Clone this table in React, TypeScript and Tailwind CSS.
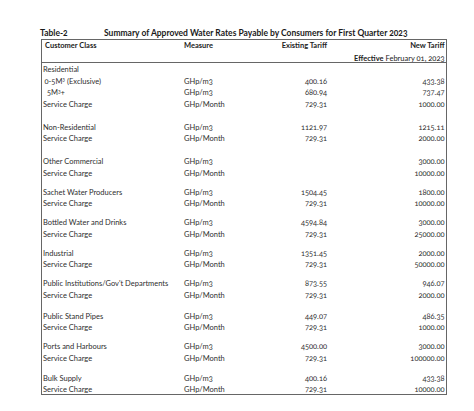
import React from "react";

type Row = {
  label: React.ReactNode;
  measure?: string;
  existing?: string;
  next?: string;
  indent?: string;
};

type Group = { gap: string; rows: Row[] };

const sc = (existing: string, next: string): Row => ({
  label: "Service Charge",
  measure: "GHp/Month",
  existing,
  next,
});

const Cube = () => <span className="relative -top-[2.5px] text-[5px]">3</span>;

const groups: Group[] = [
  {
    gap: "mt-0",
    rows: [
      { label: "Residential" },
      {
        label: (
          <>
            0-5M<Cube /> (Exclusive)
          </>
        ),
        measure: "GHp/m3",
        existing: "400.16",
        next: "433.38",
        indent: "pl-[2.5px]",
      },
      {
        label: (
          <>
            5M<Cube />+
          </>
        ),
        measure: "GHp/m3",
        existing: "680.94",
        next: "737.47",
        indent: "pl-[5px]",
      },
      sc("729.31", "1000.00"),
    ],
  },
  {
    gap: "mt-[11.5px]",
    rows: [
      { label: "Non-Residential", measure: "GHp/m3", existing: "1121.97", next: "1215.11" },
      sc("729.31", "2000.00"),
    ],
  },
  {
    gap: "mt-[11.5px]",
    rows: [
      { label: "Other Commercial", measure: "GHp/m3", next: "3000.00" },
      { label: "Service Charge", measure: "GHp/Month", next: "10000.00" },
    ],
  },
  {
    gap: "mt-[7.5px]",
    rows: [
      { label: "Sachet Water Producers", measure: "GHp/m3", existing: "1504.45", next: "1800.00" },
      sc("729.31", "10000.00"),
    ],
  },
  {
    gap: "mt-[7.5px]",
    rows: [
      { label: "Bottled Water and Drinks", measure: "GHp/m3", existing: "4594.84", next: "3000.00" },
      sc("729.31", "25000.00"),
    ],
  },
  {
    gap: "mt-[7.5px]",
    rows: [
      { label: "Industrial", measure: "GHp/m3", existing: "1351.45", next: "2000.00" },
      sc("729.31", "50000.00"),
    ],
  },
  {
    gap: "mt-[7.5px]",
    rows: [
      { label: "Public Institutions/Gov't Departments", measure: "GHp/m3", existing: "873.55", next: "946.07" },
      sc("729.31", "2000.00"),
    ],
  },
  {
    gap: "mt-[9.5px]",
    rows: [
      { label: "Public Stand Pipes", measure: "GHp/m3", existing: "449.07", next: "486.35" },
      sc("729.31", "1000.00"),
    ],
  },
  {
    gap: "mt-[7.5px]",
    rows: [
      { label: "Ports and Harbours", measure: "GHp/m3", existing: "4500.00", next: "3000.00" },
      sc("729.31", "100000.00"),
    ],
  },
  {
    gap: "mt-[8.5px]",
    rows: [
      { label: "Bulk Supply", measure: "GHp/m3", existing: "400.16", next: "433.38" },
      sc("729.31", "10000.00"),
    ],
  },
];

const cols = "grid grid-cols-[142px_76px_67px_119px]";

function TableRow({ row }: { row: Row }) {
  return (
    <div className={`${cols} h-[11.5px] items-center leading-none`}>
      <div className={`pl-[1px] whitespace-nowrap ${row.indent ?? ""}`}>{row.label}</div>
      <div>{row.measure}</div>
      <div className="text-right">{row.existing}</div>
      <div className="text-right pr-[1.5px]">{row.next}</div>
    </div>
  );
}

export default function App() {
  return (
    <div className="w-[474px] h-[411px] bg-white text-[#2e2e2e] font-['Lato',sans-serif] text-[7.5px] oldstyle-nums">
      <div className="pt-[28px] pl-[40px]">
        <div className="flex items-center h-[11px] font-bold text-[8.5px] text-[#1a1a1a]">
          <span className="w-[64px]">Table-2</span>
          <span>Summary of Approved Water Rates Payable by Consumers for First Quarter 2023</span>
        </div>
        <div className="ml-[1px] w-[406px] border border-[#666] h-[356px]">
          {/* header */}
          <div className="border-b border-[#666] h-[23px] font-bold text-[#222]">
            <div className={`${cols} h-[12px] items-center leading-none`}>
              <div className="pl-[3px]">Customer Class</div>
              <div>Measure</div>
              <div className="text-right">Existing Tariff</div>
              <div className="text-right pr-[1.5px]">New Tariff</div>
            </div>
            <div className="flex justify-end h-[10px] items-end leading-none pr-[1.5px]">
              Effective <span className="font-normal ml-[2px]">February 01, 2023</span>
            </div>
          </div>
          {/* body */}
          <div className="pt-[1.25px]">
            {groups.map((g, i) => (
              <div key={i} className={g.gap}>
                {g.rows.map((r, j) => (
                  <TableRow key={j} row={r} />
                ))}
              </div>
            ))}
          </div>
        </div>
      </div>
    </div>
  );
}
★ ★ ★ ★
**The exercise**: Pictures are excluded; output everything else in the data verbatim.

**In response**:
Clone this table in React, TypeScript and Tailwind CSS.
import React from "react";

type Row = {
  label: React.ReactNode;
  measure?: string;
  existing?: string;
  next?: string;
  indent?: string;
};

type Group = { gap: string; rows: Row[] };

const sc = (existing: string, next: string): Row => ({
  label: "Service Charge",
  measure: "GHp/Month",
  existing,
  next,
});

const Cube = () => <span className="relative -top-[2.5px] text-[5px]">3</span>;

const groups: Group[] = [
  {
    gap: "mt-0",
    rows: [
      { label: "Residential" },
      {
        label: (
          <>
            0-5M<Cube /> (Exclusive)
          </>
        ),
        measure: "GHp/m3",
        existing: "400.16",
        next: "433.38",
        indent: "pl-[2.5px]",
      },
      {
        label: (
          <>
            5M<Cube />+
          </>
        ),
        measure: "GHp/m3",
        existing: "680.94",
        next: "737.47",
        indent: "pl-[5px]",
      },
      sc("729.31", "1000.00"),
    ],
  },
  {
    gap: "mt-[11.5px]",
    rows: [
      { label: "Non-Residential", measure: "GHp/m3", existing: "1121.97", next: "1215.11" },
      sc("729.31", "2000.00"),
    ],
  },
  {
    gap: "mt-[11.5px]",
    rows: [
      { label: "Other Commercial", measure: "GHp/m3", next: "3000.00" },
      { label: "Service Charge", measure: "GHp/Month", next: "10000.00" },
    ],
  },
  {
    gap: "mt-[7.5px]",
    rows: [
      { label: "Sachet Water Producers", measure: "GHp/m3", existing: "1504.45", next: "1800.00" },
      sc("729.31", "10000.00"),
    ],
  },
  {
    gap: "mt-[7.5px]",
    rows: [
      { label: "Bottled Water and Drinks", measure: "GHp/m3", existing: "4594.84", next: "3000.00" },
      sc("729.31", "25000.00"),
    ],
  },
  {
    gap: "mt-[7.5px]",
    rows: [
      { label: "Industrial", measure: "GHp/m3", existing: "1351.45", next: "2000.00" },
      sc("729.31", "50000.00"),
    ],
  },
  {
    gap: "mt-[7.5px]",
    rows: [
      { label: "Public Institutions/Gov't Departments", measure: "GHp/m3", existing: "873.55", next: "946.07" },
      sc("729.31", "2000.00"),
    ],
  },
  {
    gap: "mt-[9.5px]",
    rows: [
      { label: "Public Stand Pipes", measure: "GHp/m3", existing: "449.07", next: "486.35" },
      sc("729.31", "1000.00"),
    ],
  },
  {
    gap: "mt-[7.5px]",
    rows: [
      { label: "Ports and Harbours", measure: "GHp/m3", existing: "4500.00", next: "3000.00" },
      sc("729.31", "100000.00"),
    ],
  },
  {
    gap: "mt-[8.5px]",
    rows: [
      { label: "Bulk Supply", measure: "GHp/m3", existing: "400.16", next: "433.38" },
      sc("729.31", "10000.00"),
    ],
  },
];

const cols = "grid grid-cols-[142px_76px_67px_119px]";

function TableRow({ row }: { row: Row }) {
  return (
    <div className={`${cols} h-[11.5px] items-center leading-none`}>
      <div className={`pl-[1px] whitespace-nowrap ${row.indent ?? ""}`}>{row.label}</div>
      <div>{row.measure}</div>
      <div className="text-right">{row.existing}</div>
      <div className="text-right pr-[1.5px]">{row.next}</div>
    </div>
  );
}

export default function App() {
  return (
    <div className="w-[474px] h-[411px] bg-white text-[#2e2e2e] font-['Lato',sans-serif] text-[7.5px] oldstyle-nums">
      <div className="pt-[28px] pl-[40px]">
        <div className="flex items-center h-[11px] font-bold text-[8.5px] text-[#1a1a1a]">
          <span className="w-[64px]">Table-2</span>
          <span>Summary of Approved Water Rates Payable by Consumers for First Quarter 2023</span>
        </div>
        <div className="ml-[1px] w-[406px] border border-[#666] h-[356px]">
          {/* header */}
          <div className="border-b border-[#666] h-[23px] font-bold text-[#222]">
            <div className={`${cols} h-[12px] items-center leading-none`}>
              <div className="pl-[3px]">Customer Class</div>
              <div>Measure</div>
              <div className="text-right">Existing Tariff</div>
              <div className="text-right pr-[1.5px]">New Tariff</div>
            </div>
            <div className="flex justify-end h-[10px] items-end leading-none pr-[1.5px]">
              Effective <span className="font-normal ml-[2px]">February 01, 2023</span>
            </div>
          </div>
          {/* body */}
          <div className="pt-[1.25px]">
            {groups.map((g, i) => (
              <div key={i} className={g.gap}>
                {g.rows.map((r, j) => (
                  <TableRow key={j} row={r} />
                ))}
              </div>
            ))}
          </div>
        </div>
      </div>
    </div>
  );
}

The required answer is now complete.